For in truth the undertaking required some courage; and to retire before its difficulties might be stigmatized as a dastardly timidity. It is a work of courage at any time and in any place to undertake a lecture upon Shakespeare, more in fact than to venture on the delivery of a series. The latter gives scope for the thousand things which one would wish to say—it affords ample space for apposite illustration—and it enables one to enrich the subject with the innumerable and inimitable beauties that are flung like gems or flowers over every page of his magnificent works. But in the midst of public, or rather universal, celebration of a national and secular festival in his honor, in the presence probably of the most finished literary characters in this highly-educated country, still more certainly before numbers of those whom the nation acknowledges as deeply read in the works of our poet as the most accomplished critic of any age has been in the writings of the classics—men who have introduced into our literature a class-name—that of "Shakespearian scholars"—to have ventured to speak on this great theme might seem to have required, not courage, but temerity.

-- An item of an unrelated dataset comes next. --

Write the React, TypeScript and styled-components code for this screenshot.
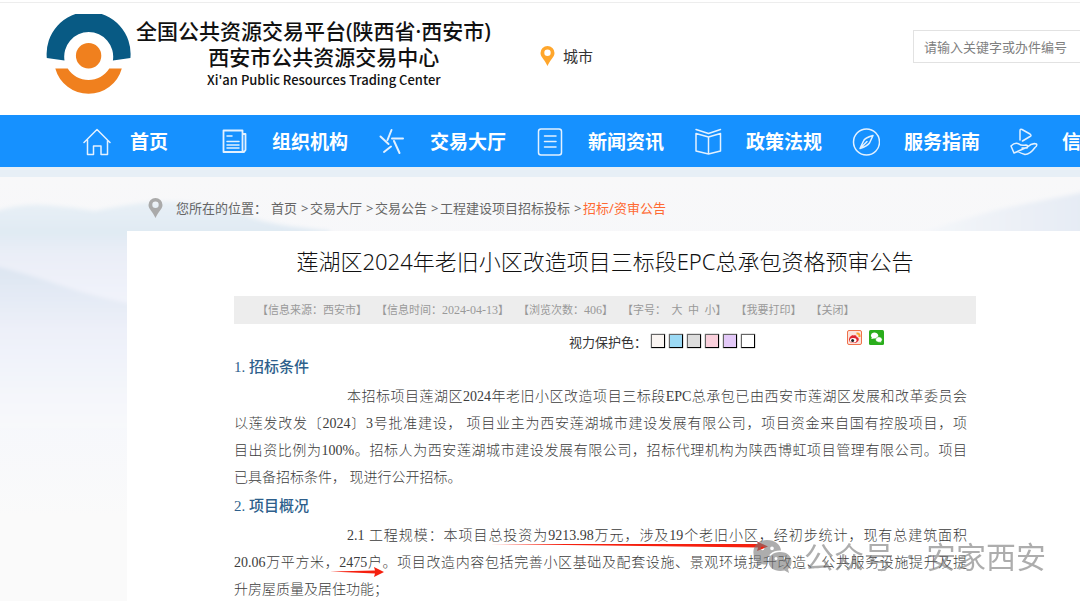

Why, it might have been justly asked, do none of those who have consumed their lives in the study of him, not page by page, but line by line, who have pressed his sweet fruits between their lips till they have absorbed all their lusciousness, who have made his words their study, his thoughts their meditation,—why does not one at least among them stand forward now, and leave for posterity the record of his matured observation? Perhaps I may assign the reason which I have before, that they [{552}] know, too, the unapproachable granduer of the theme, and the rare powers which are required to grasp and to hold it.